Dans la même veine, Moise annonce publiquement qu’il se rendra aux Etats-Unis pour rencontrer le gouverneur Cuomo, l’une des mille têtes de l’hydre impérialiste; et par la suite il annonce dans sa délégation la présence de l’ex-commissaire Claudy Gassant qui fut tout récemment l’avocat de Marie Taissa Mazile Ethéart, la femme du kidnappeur Sonson la Famillia, criminel proche de l’ancien régime corrompu jusqu’à la moelle. Compagnie morale et politique peu recommandable.
Où sont la dignité et l’idéal socialiste chez des dirigeants qui acceptent tout bonnement, sans protester, de participer à une quelconque élection quand leur pays est sous occupation étrangère. De quelle dignité parlent Aristide et Maryse quand la question de la force d’occupation de la Minustah n’a même pas fait partie du discours lancé à Pétionville ?

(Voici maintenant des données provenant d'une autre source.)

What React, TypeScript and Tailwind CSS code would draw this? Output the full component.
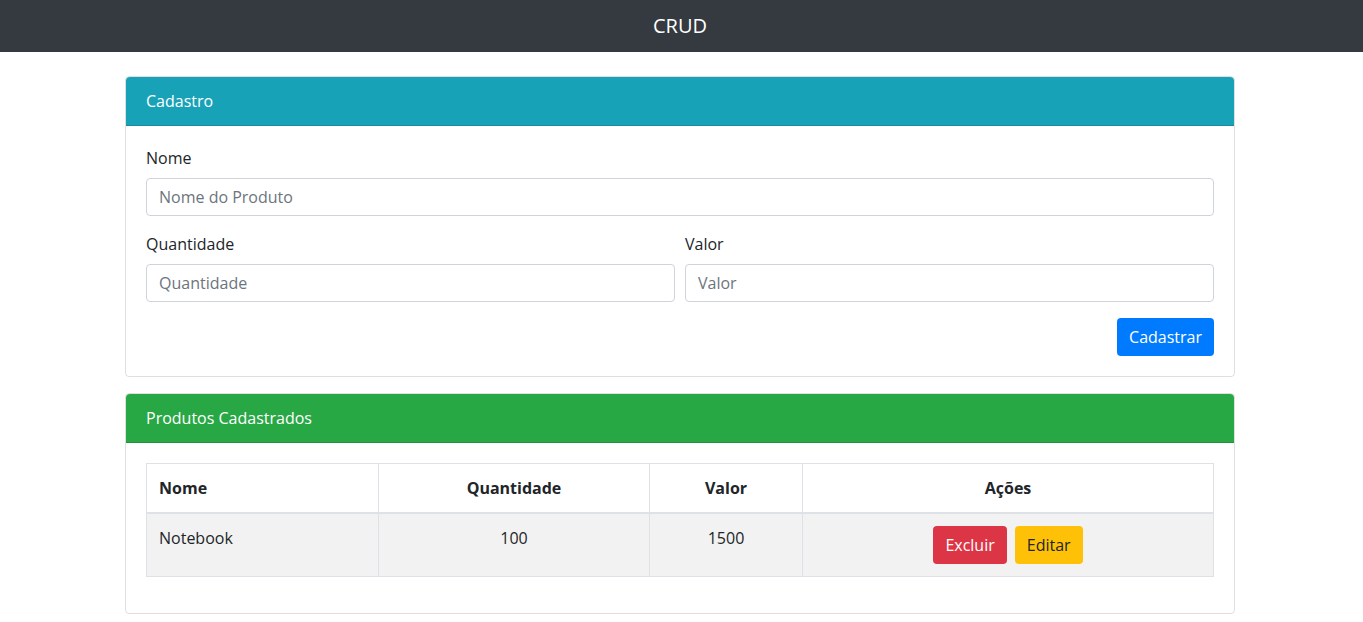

Nous voulons croire qu’au delà des consignes électorales mal comprises, les dirigeants ne se laisseront pas entrainer par un discours qui dépouille les mots de leur vrai sens. La complexité de la situation politique exige du discernement et une analyse méticuleuse des rapports de force qui sont en train de s’établir pour bien les canaliser de façon concrète et efficace, à la faveur de la renaissance des revendications populaires. L’erreur serait que sous couvert de tactique honnête, on aboutisse à des tactiques malhonnêtes qui nous dirigeront vers un nouvel avortement politique lourd de conséquences. Il nous faut mettre en garde contre toute erreur politique qui consisterait à livrer le mouvement populaire renaissant et encore fragile, pieds et poings liés à l’ennemi.